Gather all lines with the word "components" in them.

→ **INFORMATION SHOWN**:
╔══
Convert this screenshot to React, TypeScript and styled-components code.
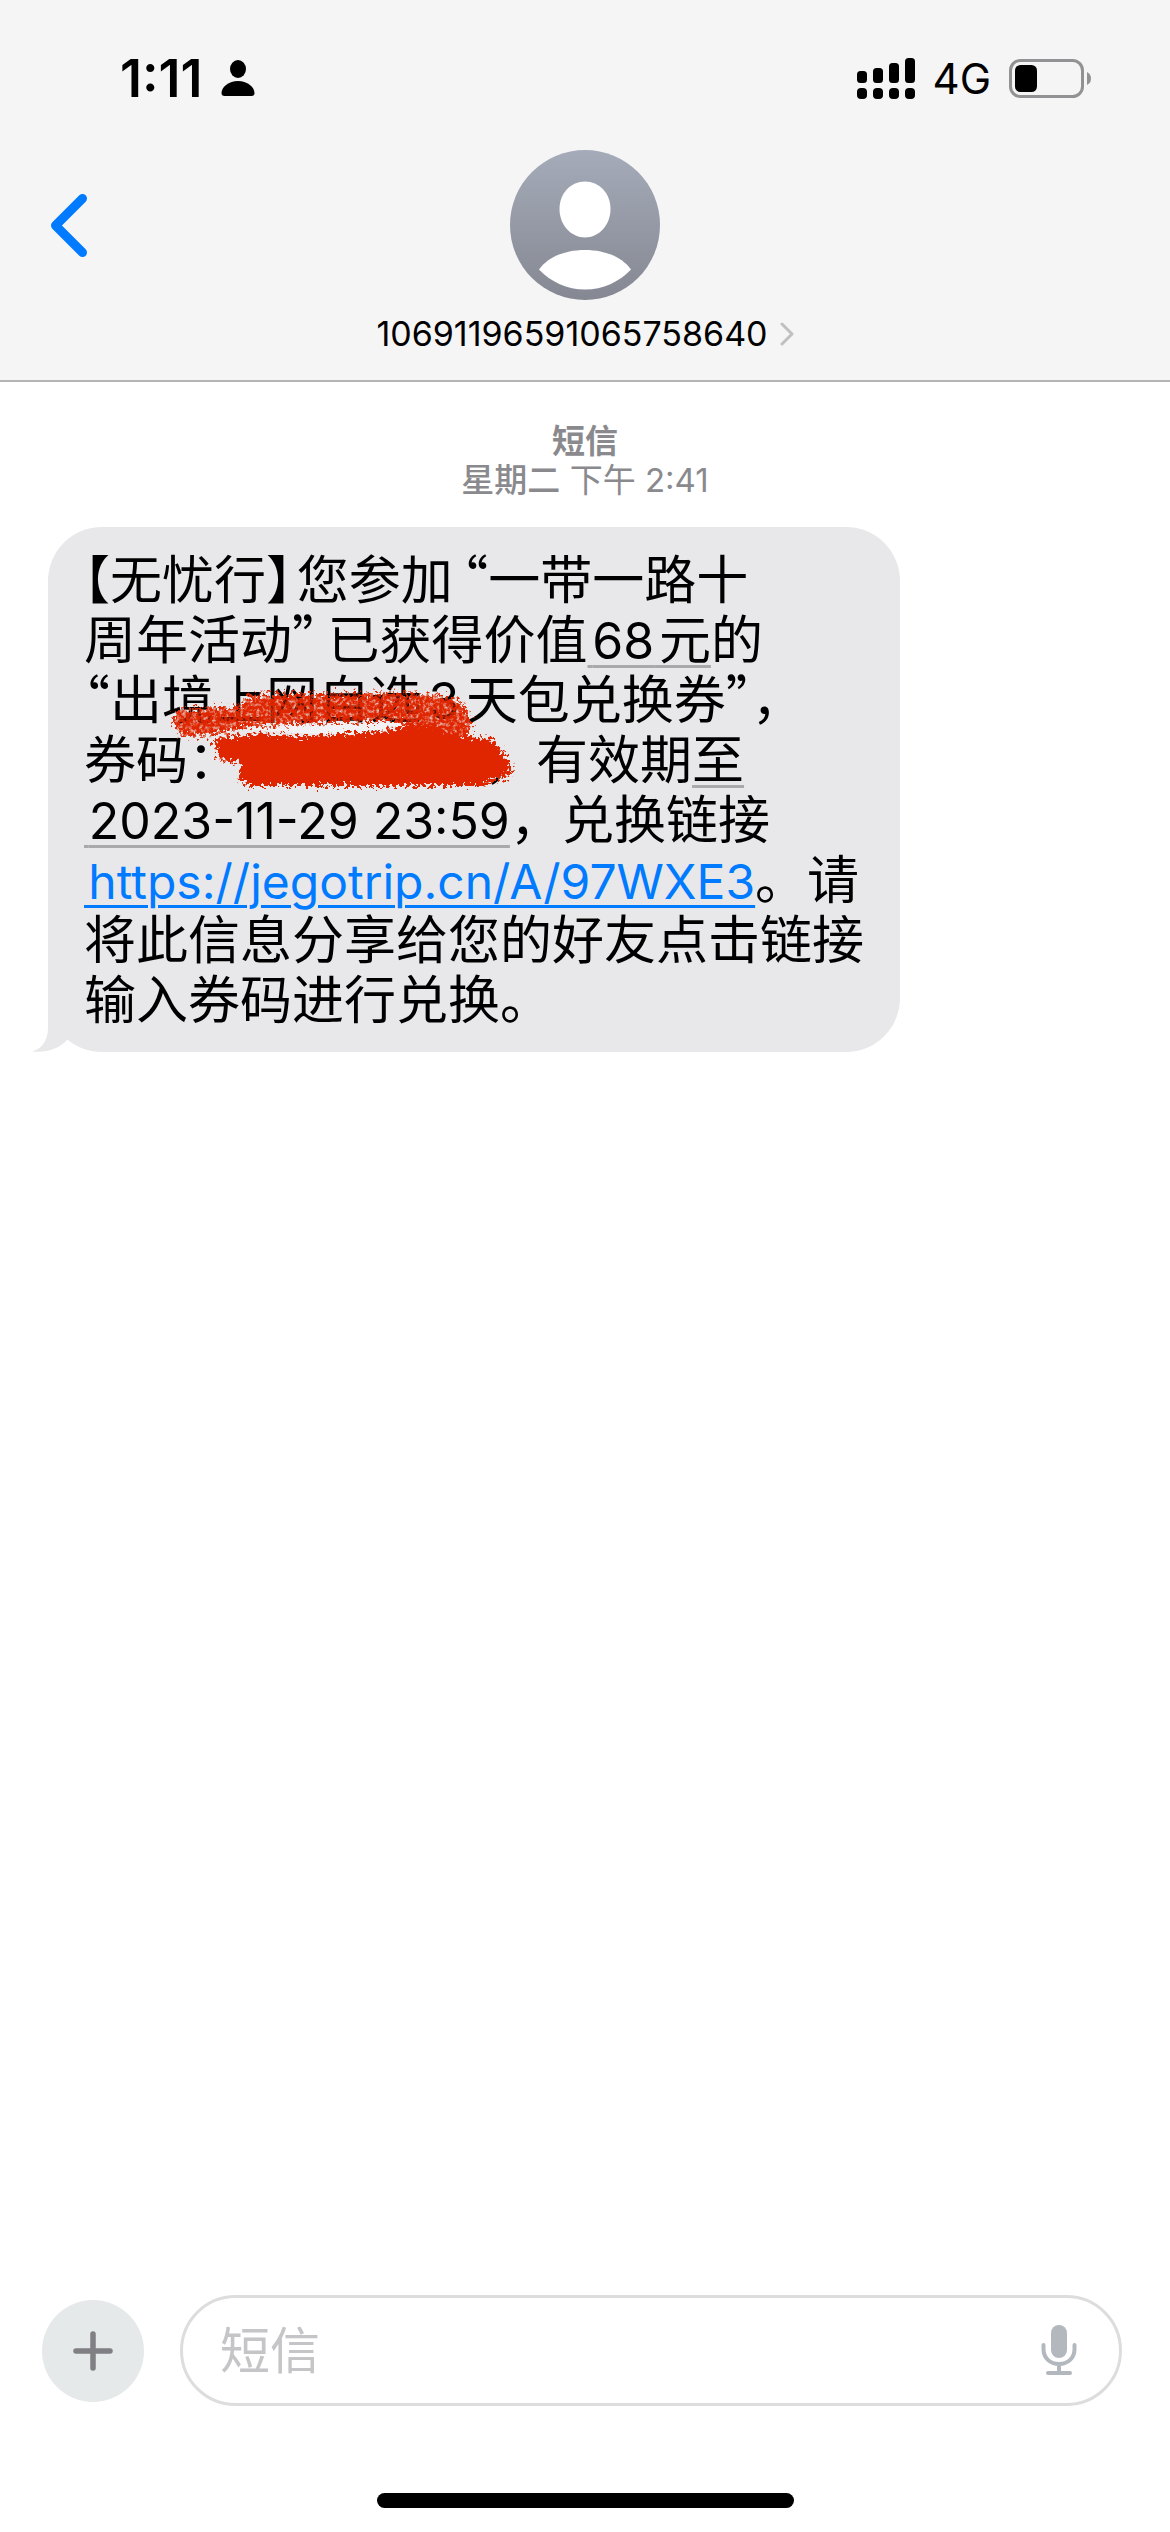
import React from 'react';
import styled, { createGlobalStyle } from 'styled-components';

const colors = {
  black: '#000000',
  blue: '#007aff',
  bar: '#f5f5f5',
  hairline: '#b4b4b6',
  gray: '#8a8a8e',
  bubble: '#e8e8ea',
  detected: '#a9a9ab',
  placeholder: '#c5c5c7',
  marker: '#e02600',
};

const GlobalStyle = createGlobalStyle`
  * {
    box-sizing: border-box;
  }

  body {
    margin: 0;
    background: #ffffff;
    color: ${colors.black};
    font-family: Inter, "Noto Sans CJK SC", sans-serif;
  }
`;

const Page = styled.div`
  display: flex;
  flex-direction: column;
  min-height: 100vh;
`;

const Header = styled.header`
  background: ${colors.bar};
  border-bottom: 2px solid ${colors.hairline};
`;

const StatusBar = styled.div`
  display: flex;
  justify-content: space-between;
  align-items: center;
  height: 150px;
  padding: 6px 78px 0 120px;
`;

const StatusGroup = styled.div`
  display: flex;
  align-items: center;
  gap: 18px;
`;

const Clock = styled.span`
  font-size: 52px;
  font-weight: 600;
`;

const Network = styled.span`
  font-size: 42px;
`;

const NavBar = styled.div`
  display: grid;
  grid-template-columns: 1fr auto 1fr;
  align-items: start;
  height: 230px;
  padding: 0 48px;
`;

const BackButton = styled.button`
  justify-self: start;
  display: flex;
  margin: 0;
  padding: 42px 0 0;
  border: 0;
  background: none;
`;

const Contact = styled.button`
  display: flex;
  flex-direction: column;
  align-items: center;
  gap: 12px;
  padding: 0;
  border: 0;
  background: none;
  color: inherit;
  font: inherit;
`;

const ContactName = styled.span`
  display: flex;
  align-items: center;
  gap: 12px;
  font-size: 34px;
  line-height: 44px;
`;

const Messages = styled.main`
  flex: 1;
  padding: 40px 48px;
`;

const Stamp = styled.div`
  color: ${colors.gray};
  font-size: 33px;
  line-height: 39px;
  text-align: center;
`;

const StampService = styled.div`
  font-weight: 600;
`;

const StampDay = styled.span`
  font-weight: 500;
`;

const Bubble = styled.div`
  position: relative;
  width: fit-content;
  margin-top: 27px;
  padding: 24px 36px 21px;
  border-radius: 54px;
  background: ${colors.bubble};
`;

const Tail = styled.svg`
  position: absolute;
  left: -16px;
  bottom: 0;
`;

const MessageText = styled.p`
  position: relative;
  margin: 0;
  font-size: 52px;
  line-height: 60px;
  text-autospace: normal;
`;

/* punctuation set at half of its full width */
const Half = styled.span`
  font-family: "Noto Sans CJK SC", sans-serif;
  font-feature-settings: "halt";
  line-height: 1;
`;

const Digits = styled.span`
  font-size: 50px;
  line-height: 1;
`;

const Detected = styled.span`
  text-decoration: underline;
  text-decoration-color: ${colors.detected};
  text-decoration-thickness: 3px;
  text-underline-offset: 6px;
`;

const Link = styled.a`
  color: ${colors.blue};
  font-size: 48px;
  line-height: 1;
  text-decoration-thickness: 3px;
  text-underline-offset: 6px;
`;

const Redacted = styled.span`
  position: relative;
  display: inline-block;
  width: 244px;
  height: 50px;
  vertical-align: bottom;
`;

const Marker = styled.svg`
  position: absolute;
  left: -80px;
  bottom: -4px;
`;

const Composer = styled.form`
  display: flex;
  align-items: center;
  gap: 36px;
  padding: 0 48px 0 42px;
`;

const AddButton = styled.button`
  display: flex;
  align-items: center;
  justify-content: center;
  width: 102px;
  height: 102px;
  padding: 0;
  border: 0;
  border-radius: 50%;
  background: #e5e9ea;
`;

const Field = styled.div`
  display: flex;
  flex: 1;
  align-items: center;
  height: 111px;
  padding: 0 42px 0 37px;
  border: 3px solid #dddddd;
  border-radius: 56px;
`;

const FieldInput = styled.input`
  flex: 1;
  min-width: 0;
  padding: 0;
  border: 0;
  outline: 0;
  background: none;
  color: inherit;
  font-family: inherit;
  font-size: 50px;

  &::placeholder {
    color: ${colors.placeholder};
    opacity: 1;
  }
`;

const MicButton = styled.button`
  display: flex;
  padding: 0;
  border: 0;
  background: none;
`;

const HomeIndicator = styled.div`
  width: 417px;
  height: 15px;
  margin: 87px auto 24px;
  border-radius: 8px;
  background: ${colors.black};
`;

const PersonIcon = () =>
  <svg width="34" height="36" viewBox="0 0 34 36" aria-hidden="true">
    <ellipse cx="17" cy="9" rx="8" ry="9" />
    <path d="M17 21C26 21 33.500 27 33.500 33Q33.500 36 30.500 36H3.500Q.5 36 .5 33C.5 27 8 21 17 21Z" />
  </svg>

const SignalIcon = () =>
  <svg width="58" height="41" viewBox="0 0 58 41" aria-hidden="true">
    <rect x="0" y="13" width="10" height="12" rx="3.500" />
    <rect x="16" y="10" width="10" height="15" rx="3.500" />
    <rect x="32" y="5" width="10" height="20" rx="3.500" />
    <rect x="48" y="0" width="10" height="25" rx="3.500" />
    {[0, 16, 32, 48].map(x =>
      <rect key={x} x={x} y="30" width="10" height="11" rx="4" />
    )}
  </svg>

const BatteryIcon = () =>
  <svg width="83" height="39" viewBox="0 0 83 39" aria-hidden="true">
    <rect x="1.500" y="1.500" width="72" height="36" rx="10" fill="none" stroke="#929294" strokeWidth="3" />
    <rect x="6" y="6" width="22" height="27" rx="5.500" />
    <path d="M78 13Q82 15 82 19.500Q82 24 78 26Z" fill="#929294" />
  </svg>

const BackIcon = () =>
  <svg width="40" height="66" viewBox="0 0 40 66" aria-hidden="true">
    <path d="M34.500 6.500L7.500 33.500L34.500 60.500" fill="none" stroke={colors.blue} strokeWidth="9" strokeLinecap="round" strokeLinejoin="round" />
  </svg>

const Avatar = () =>
  <svg width="150" height="150" viewBox="0 0 150 150" aria-hidden="true">
    <defs>
      <linearGradient id="avatar" x1="0" y1="0" x2="0" y2="1">
        <stop offset="0" stopColor="#a5abb9" />
        <stop offset="1" stopColor="#858892" />
      </linearGradient>
    </defs>
    <circle cx="75" cy="75" r="75" fill="url(#avatar)" />
    <path d="M75 31.500C89 31.500 100.500 43 100.500 59C100.500 75 89 87.500 75 87.500C61 87.500 49.500 75 49.500 59C49.500 43 61 31.500 75 31.500Z" fill="#fff" />
    <path d="M29 119.500C38 107 55 100 75 100C95 100 112 107 121 119.500C109 132 93 139.500 75 139.500C57 139.500 41 132 29 119.500Z" fill="#fff" />
  </svg>

const ChevronIcon = () =>
  <svg width="14" height="24" viewBox="0 0 14 24" aria-hidden="true">
    <path d="M2 2L12 12L2 22" fill="none" stroke="#c0c0c3" strokeWidth="3" strokeLinecap="round" strokeLinejoin="round" />
  </svg>

const PlusIcon = () =>
  <svg width="40" height="40" viewBox="0 0 40 40" aria-hidden="true">
    <path d="M20 3V37M3 20H37" fill="none" stroke="#7f7f84" strokeWidth="5.500" strokeLinecap="round" />
  </svg>

const MicIcon = () =>
  <svg width="36" height="51" viewBox="0 0 36 51" aria-hidden="true">
    <rect x="10" y="0" width="16" height="33" rx="8" fill="#b3b8bf" />
    <path d="M2.500 20V24C2.500 33 9 39 18 39C27 39 33.500 33 33.500 24V20M18 39V48M7 48H29" fill="none" stroke="#b3b8bf" strokeWidth="4" strokeLinecap="round" />
  </svg>

const Scribble = () =>
  <Marker width="370" height="120" viewBox="160 675 370 120" aria-hidden="true">
    <defs>
      <filter id="rough" x="-5%" y="-15%" width="110%" height="130%">
        <feTurbulence type="fractalNoise" baseFrequency="0.3" numOctaves="3" seed="4" result="noise" />
        <feDisplacementMap in="SourceGraphic" in2="noise" scale="18" xChannelSelector="R" yChannelSelector="G" />
        <feGaussianBlur stdDeviation="0.6" />
      </filter>
      <filter id="grain" x="-5%" y="-15%" width="110%" height="130%">
        <feTurbulence type="fractalNoise" baseFrequency="0.3" numOctaves="3" seed="9" result="noise" />
        <feDisplacementMap in="SourceGraphic" in2="noise" scale="20" xChannelSelector="R" yChannelSelector="G" result="edge" />
        <feColorMatrix in="noise" type="matrix" values="0 0 0 0 0  0 0 0 0 0  0 0 0 0 0  0 0 2 0 -0.1" result="holes" />
        <feComposite in="edge" in2="holes" operator="in" />
        <feGaussianBlur stdDeviation="0.6" />
      </filter>
    </defs>
    <path d="M246 729Q310 721 424 722L414 732Q330 738 246 729Z" fill="#f2f1f3" />
    <path d="M173 716Q176 707 200 709L240 706L246 696L272 694L330 694L400 693L440 695L464 704L472 724L468 740L410 730L400 722L330 722L250 727L215 735L184 737Q173 730 173 716Z" fill={colors.marker} filter="url(#grain)" />
    <path d="M214 739L262 733L300 737L380 731L420 724L468 737L492 739L510 762L511 775L490 782L480 786H250L238 781L241 763L218 759Z" fill={colors.marker} filter="url(#rough)" />
  </Marker>

const App = () =>
  <Page>
    <GlobalStyle />
    <Header>
      <StatusBar>
        <StatusGroup>
          <Clock>1:11</Clock>
          <PersonIcon />
        </StatusGroup>
        <StatusGroup>
          <SignalIcon />
          <Network>4G</Network>
          <BatteryIcon />
        </StatusGroup>
      </StatusBar>
      <NavBar>
        <BackButton type="button" aria-label="返回">
          <BackIcon />
        </BackButton>
        <Contact type="button">
          <Avatar />
          <ContactName>
            10691196591065758640
            <ChevronIcon />
          </ContactName>
        </Contact>
      </NavBar>
    </Header>
    <Messages>
      <Stamp>
        <StampService>短信</StampService>
        <StampDay>星期二</StampDay> 下午 2:41
      </Stamp>
      <Bubble>
        <Tail width="60" height="60" viewBox="0 0 60 60" aria-hidden="true">
          <path d="M16 0V36C16 48 10 57 0 59.500C14 61 27 57 35 48L60 20V0Z" fill={colors.bubble} />
        </Tail>
        <MessageText lang="zh-CN">
          <Half>【</Half>无忧行<Half>】</Half>&#8202;您参加&thinsp;<Half>“</Half>一带一路十<br />
          周年活动<Half>”</Half>&thinsp;已获得价值<Detected>&#8202;<Digits>68</Digits>&#8202;元</Detected>的<br />
          <Half>“</Half>出境上网自选<Digits>3</Digits>天包兑换券<Half>”</Half>，<br />
          券码：<Redacted><Scribble /></Redacted>，有效期<Detected>至</Detected><br />
          <Detected>&#8202;<Digits>2023-11-29 23:59</Digits></Detected>，兑换链接<br />
          <Link href="https://jegotrip.cn/A/97WXE3">&#8202;https://jegotrip.cn/A/97WXE3</Link>。请<br />
          将此信息分享给您的好友点击链接<br />
          输入券码进行兑换。
        </MessageText>
      </Bubble>
    </Messages>
    <Composer>
      <AddButton type="button" aria-label="添加">
        <PlusIcon />
      </AddButton>
      <Field>
        <FieldInput type="text" placeholder="短信" aria-label="短信" />
        <MicButton type="button" aria-label="听写">
          <MicIcon />
        </MicButton>
      </Field>
    </Composer>
    <HomeIndicator />
  </Page>

export default App;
╚══
→ **SOLUTION FOR THIS PROBLEM**:
Convert this screenshot to React, TypeScript and styled-components code.
import styled, { createGlobalStyle } from 'styled-components';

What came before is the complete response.